Members of the Legislature’s Judiciary Committee are now reviewing a bill that would eliminate the statute of limitations for lawsuits. The sponsor, Republican Sen. Rich Pahls, of Omaha, said the measure is a start of a multiyear push to bring justice for victims of abuse.
Pahls said the attorney general’s report shows the need to bring more accountability to institutions such as the Catholic Church, the Boy Scouts of America, or USA Gymnastics, which have all been rocked by child sex abuse scandals. He pointed to his own experience as a former principal at Millard Public Schools, where educators are governed by mandatory reporting laws.
“If we knew there was abuse going on and didn’t report it, we’d get in trouble,” he said.
If it passes, Nebraska would become the 18th state to abolish statutes of limitations for such civil actions in child sex abuse cases, said Kathryn Robb, the executive director of Child USAdvocacy.
Another 27 states have passed “revival laws,” which expand statutes of limitation and let victims file lawsuits if their claim had expired under the previous time window. In Nebraska, child sex abuse victims can file lawsuits until they turn 33.

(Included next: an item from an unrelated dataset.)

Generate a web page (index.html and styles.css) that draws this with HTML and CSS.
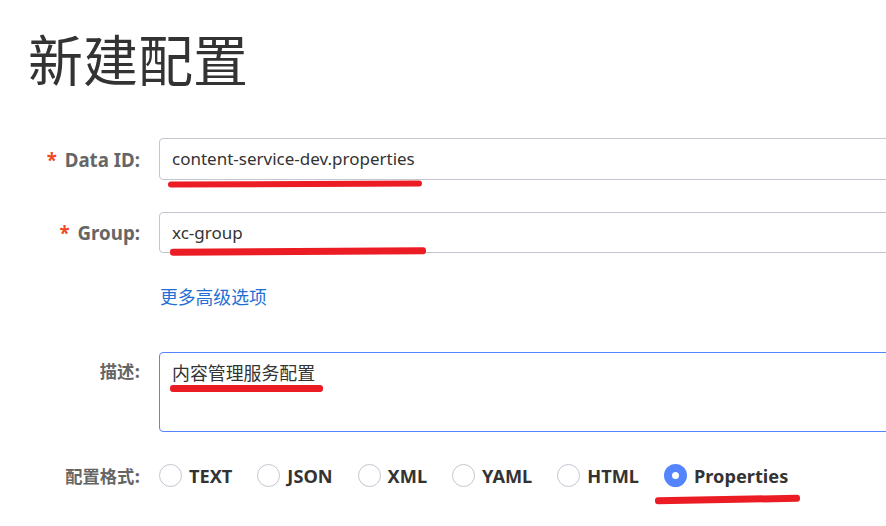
FILE: index.html
```html
<!DOCTYPE html>
<html lang="zh-CN">
<head>
<meta charset="utf-8">
<title>新建配置</title>
<link rel="stylesheet" href="styles.css">
</head>
<body>
<div class="page">
  <h1 class="title">新建配置</h1>
  <form class="form">
    <div class="row row-dataid">
      <label class="label"><span class="req">*</span> Data ID:</label>
      <div class="control">
        <div class="input">content-service-dev.properties</div>
        <span class="mark mark-dataid"></span>
      </div>
    </div>
    <div class="row row-group">
      <label class="label"><span class="req">*</span> Group:</label>
      <div class="control">
        <div class="input">xc-group</div>
        <span class="mark mark-group"></span>
      </div>
    </div>
    <div class="row row-more">
      <div class="label"></div>
      <div class="control"><a class="more">更多高级选项</a></div>
    </div>
    <div class="row row-desc">
      <label class="label label-top">描述:</label>
      <div class="control">
        <div class="textarea">内容管理服务配置</div>
        <span class="mark mark-desc"></span>
      </div>
    </div>
    <div class="row row-format">
      <label class="label label-cn">配置格式:</label>
      <div class="control radios">
        <span class="radio"><span class="dot"></span>TEXT</span>
        <span class="radio"><span class="dot"></span>JSON</span>
        <span class="radio"><span class="dot"></span>XML</span>
        <span class="radio"><span class="dot"></span>YAML</span>
        <span class="radio"><span class="dot"></span>HTML</span>
        <span class="radio checked"><span class="dot"></span>Properties<span class="mark mark-props"></span></span>
      </div>
    </div>
  </form>
</div>
</body>
</html>
```
FILE: styles.css
```css
html, body {
  margin: 0;
  padding: 0;
  background: #fff;
  overflow: hidden;
}
body {
  font-family: "Noto Sans", "Noto Sans CJK SC", sans-serif;
  color: #333;
}
.page {
  width: 886px;
  height: 526px;
  overflow: hidden;
}
.title {
  margin: 0;
  padding: 22px 0 0 28px;
  font-family: "Noto Sans CJK SC", sans-serif;
  font-weight: 400;
  font-size: 55px;
  line-height: 70px;
  color: #333;
  letter-spacing: 0;
}
.form {
  margin-top: 46px;
}
.row {
  display: grid;
  grid-template-columns: 140px 1fr;
  column-gap: 19px;
  align-items: center;
}
.label {
  text-align: right;
  font-weight: 700;
  font-size: 18.7px;
  color: #666;
  white-space: nowrap;
}
.label-cn, .label-top {
  font-family: "Noto Sans CJK SC", sans-serif;
  font-size: 17.3px;
}
.label-top {
  align-self: start;
  padding-top: 6px;
}
.req {
  color: #f04a24;
  margin-right: 3px;
}
.control {
  position: relative;
}
.input {
  box-sizing: border-box;
  width: 760px;
  height: 42px;
  border: 1px solid #c4c6cf;
  border-radius: 4px;
  padding: 0 12px;
  font-size: 17px;
  line-height: 40px;
  color: #333;
}
.row-group {
  margin-top: 32px;
}
.row-group .input {
  height: 41px;
  line-height: 39px;
}
.row-more {
  margin-top: 31px;
}
.more {
  font-family: "Noto Sans CJK SC", sans-serif;
  font-size: 17.8px;
  line-height: 24px;
  color: #1f6fd6;
  margin-left: 1px;
}
.row-desc {
  margin-top: 43px;
}
.textarea {
  box-sizing: border-box;
  width: 760px;
  height: 80px;
  border: 1px solid #5584ff;
  border-radius: 4px;
  padding: 6px 12px;
  font-family: "Noto Sans CJK SC", sans-serif;
  font-size: 17.9px;
  line-height: 26px;
  color: #333;
}
.row-format {
  margin-top: 31px;
}
.radios {
  display: flex;
  align-items: center;
  gap: 25px;
}
.radio {
  position: relative;
  display: inline-flex;
  align-items: center;
  gap: 7px;
  font-weight: 700;
  font-size: 18.2px;
  line-height: 24px;
  color: #333;
}
.dot {
  box-sizing: border-box;
  width: 23px;
  height: 23px;
  border: 1px solid #c4c6cf;
  border-radius: 50%;
  background: #fff;
}
.checked .dot {
  border: 8px solid #5584ff;
  background: #fff;
}
.mark {
  position: absolute;
  display: block;
  height: 6px;
  border-radius: 3px;
  background: #ec1c24;
}
.mark-dataid {
  left: 9px;
  top: 43px;
  width: 254px;
  transform: rotate(-0.2deg);
}
.mark-group {
  left: 11px;
  top: 36px;
  width: 256px;
  height: 7px;
  transform: rotate(-0.3deg);
}
.mark-desc {
  left: 11px;
  top: 33px;
  width: 153px;
  height: 7px;
}
.mark-props {
  left: -9px;
  top: 32px;
  width: 145px;
  height: 7px;
  transform: rotate(-1deg);
}
```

Robb, a child sex abuse survivor, said many children suffer devastating, long-term consequences after they’re abused and may go for decades without telling anyone what happened to them. The trauma may manifest itself years later as post-traumatic stress, eating disorders, substance abuse or running afoul of the law.
“Why should perpetrators and other bad actors be protected by the passage of time while the victims suffer in perpetuity?” she said.
Stacy Naiman, who said she was groomed and molested in 1999 by an O’Neill priest who was also her religion teacher, said the priest was never charged and can’t be sued under current state law. Naiman said she suffered from severe depression and anxiety after the abuse and attempted suicide.
“I was devastated, defeated and lost all hope for justice,” she said. The pending bill “will force (the church) to confront their inaction.”
The bill drew opposition from Nebraska’s Catholic Church and the state’s insurance industry, which would likely have to make large payouts for decadesold abuse cases if the measure were to pass.
Tom Venzor, executive director of the Nebraska Catholic Conference, said the church is “profoundly sorrowful” for the pain inflicted on victims, but he argued that statutes of limitation are designed to ensure that institutions don’t face decades-old lawsuits involving people who are no longer alive and memories that may be unreliable.
“Statutes of limitation are an attempt to balance the interests of plaintiffs and defendants,” he said.
Korby Gilbertson, a lobbyist for the American Property Casualty Insurance Association, said the bill could lead to lawsuits against organizations under new leadership that wasn’t involved with previous offenses. She also noted that civil cases have a lower standard of proof than criminal matters in which prosecutors must prove guilt beyond a reasonable doubt.
“The owner of that business may not be the same owner, may not have any knowledge of the crime that was committed,” she said.